# AVAILABLE DATA
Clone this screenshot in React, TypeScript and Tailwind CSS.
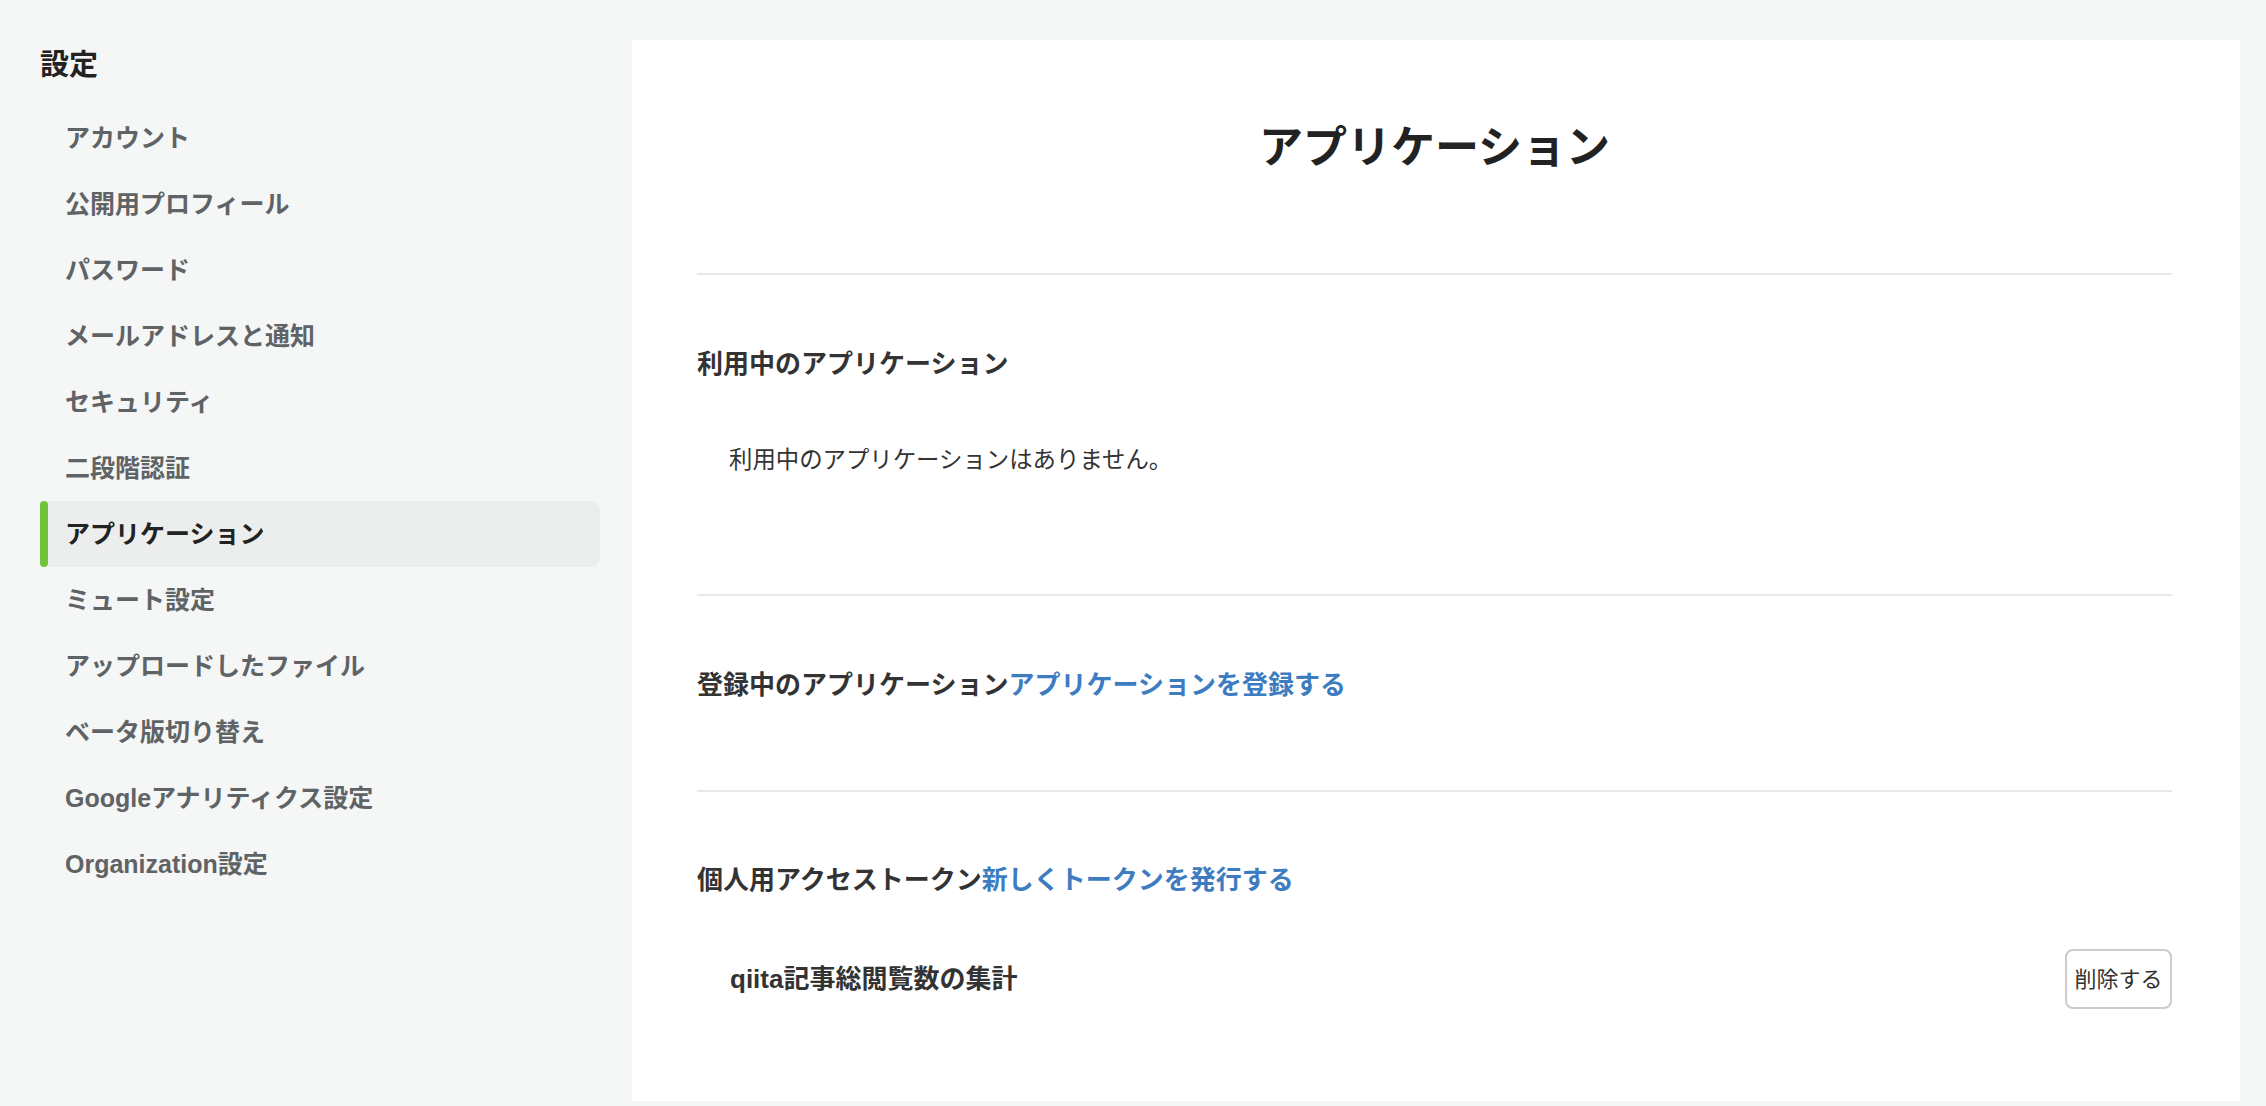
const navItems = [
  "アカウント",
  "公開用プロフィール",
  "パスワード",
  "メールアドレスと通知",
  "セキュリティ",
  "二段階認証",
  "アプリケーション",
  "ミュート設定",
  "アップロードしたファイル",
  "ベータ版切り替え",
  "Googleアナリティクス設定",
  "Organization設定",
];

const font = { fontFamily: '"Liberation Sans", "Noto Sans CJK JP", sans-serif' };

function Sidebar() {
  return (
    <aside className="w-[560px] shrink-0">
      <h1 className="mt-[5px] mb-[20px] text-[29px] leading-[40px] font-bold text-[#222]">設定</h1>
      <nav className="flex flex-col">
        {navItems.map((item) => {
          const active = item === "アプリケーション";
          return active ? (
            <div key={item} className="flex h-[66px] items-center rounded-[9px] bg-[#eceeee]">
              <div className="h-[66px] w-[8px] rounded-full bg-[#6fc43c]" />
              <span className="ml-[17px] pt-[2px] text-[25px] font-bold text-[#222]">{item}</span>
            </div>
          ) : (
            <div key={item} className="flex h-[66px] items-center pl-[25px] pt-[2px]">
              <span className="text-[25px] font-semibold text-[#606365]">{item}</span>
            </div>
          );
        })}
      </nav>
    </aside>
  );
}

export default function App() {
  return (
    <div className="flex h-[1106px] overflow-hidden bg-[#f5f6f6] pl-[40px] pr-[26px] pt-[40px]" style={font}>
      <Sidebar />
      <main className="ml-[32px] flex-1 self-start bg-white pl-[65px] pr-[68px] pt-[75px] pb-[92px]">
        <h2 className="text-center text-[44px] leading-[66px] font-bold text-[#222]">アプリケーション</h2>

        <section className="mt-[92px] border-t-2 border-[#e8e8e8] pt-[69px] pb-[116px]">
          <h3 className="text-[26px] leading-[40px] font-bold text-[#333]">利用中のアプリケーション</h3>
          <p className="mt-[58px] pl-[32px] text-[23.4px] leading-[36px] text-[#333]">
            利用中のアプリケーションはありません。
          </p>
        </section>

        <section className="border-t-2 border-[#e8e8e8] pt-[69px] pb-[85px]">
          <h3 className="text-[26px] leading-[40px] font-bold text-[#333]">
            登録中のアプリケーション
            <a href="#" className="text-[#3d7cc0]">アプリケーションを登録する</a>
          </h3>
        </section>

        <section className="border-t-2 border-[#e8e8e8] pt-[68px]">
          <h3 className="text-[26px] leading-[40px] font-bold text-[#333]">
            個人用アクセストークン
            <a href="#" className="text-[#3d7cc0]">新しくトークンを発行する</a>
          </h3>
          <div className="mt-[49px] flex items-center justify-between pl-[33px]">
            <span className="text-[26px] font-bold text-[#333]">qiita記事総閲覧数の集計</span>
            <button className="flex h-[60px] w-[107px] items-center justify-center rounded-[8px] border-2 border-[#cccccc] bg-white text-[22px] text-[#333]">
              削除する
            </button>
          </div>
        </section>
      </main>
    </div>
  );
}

# REQUIRED TASK
Leave out the pictures and print every line of the data exactly.

# EXERCISE RESULT
Clone this screenshot in React, TypeScript and Tailwind CSS.
const navItems = [
  "アカウント",
  "公開用プロフィール",
  "パスワード",
  "メールアドレスと通知",
  "セキュリティ",
  "二段階認証",
  "アプリケーション",
  "ミュート設定",
  "アップロードしたファイル",
  "ベータ版切り替え",
  "Googleアナリティクス設定",
  "Organization設定",
];

const font = { fontFamily: '"Liberation Sans", "Noto Sans CJK JP", sans-serif' };

function Sidebar() {
  return (
    <aside className="w-[560px] shrink-0">
      <h1 className="mt-[5px] mb-[20px] text-[29px] leading-[40px] font-bold text-[#222]">設定</h1>
      <nav className="flex flex-col">
        {navItems.map((item) => {
          const active = item === "アプリケーション";
          return active ? (
            <div key={item} className="flex h-[66px] items-center rounded-[9px] bg-[#eceeee]">
              <div className="h-[66px] w-[8px] rounded-full bg-[#6fc43c]" />
              <span className="ml-[17px] pt-[2px] text-[25px] font-bold text-[#222]">{item}</span>
            </div>
          ) : (
            <div key={item} className="flex h-[66px] items-center pl-[25px] pt-[2px]">
              <span className="text-[25px] font-semibold text-[#606365]">{item}</span>
            </div>
          );
        })}
      </nav>
    </aside>
  );
}

export default function App() {
  return (
    <div className="flex h-[1106px] overflow-hidden bg-[#f5f6f6] pl-[40px] pr-[26px] pt-[40px]" style={font}>
      <Sidebar />
      <main className="ml-[32px] flex-1 self-start bg-white pl-[65px] pr-[68px] pt-[75px] pb-[92px]">
        <h2 className="text-center text-[44px] leading-[66px] font-bold text-[#222]">アプリケーション</h2>

        <section className="mt-[92px] border-t-2 border-[#e8e8e8] pt-[69px] pb-[116px]">
          <h3 className="text-[26px] leading-[40px] font-bold text-[#333]">利用中のアプリケーション</h3>
          <p className="mt-[58px] pl-[32px] text-[23.4px] leading-[36px] text-[#333]">
            利用中のアプリケーションはありません。
          </p>
        </section>

        <section className="border-t-2 border-[#e8e8e8] pt-[69px] pb-[85px]">
          <h3 className="text-[26px] leading-[40px] font-bold text-[#333]">
            登録中のアプリケーション
            <a href="#" className="text-[#3d7cc0]">アプリケーションを登録する</a>
          </h3>
        </section>

        <section className="border-t-2 border-[#e8e8e8] pt-[68px]">
          <h3 className="text-[26px] leading-[40px] font-bold text-[#333]">
            個人用アクセストークン
            <a href="#" className="text-[#3d7cc0]">新しくトークンを発行する</a>
          </h3>
          <div className="mt-[49px] flex items-center justify-between pl-[33px]">
            <span className="text-[26px] font-bold text-[#333]">qiita記事総閲覧数の集計</span>
            <button className="flex h-[60px] w-[107px] items-center justify-center rounded-[8px] border-2 border-[#cccccc] bg-white text-[22px] text-[#333]">
              削除する
            </button>
          </div>
        </section>
      </main>
    </div>
  );
}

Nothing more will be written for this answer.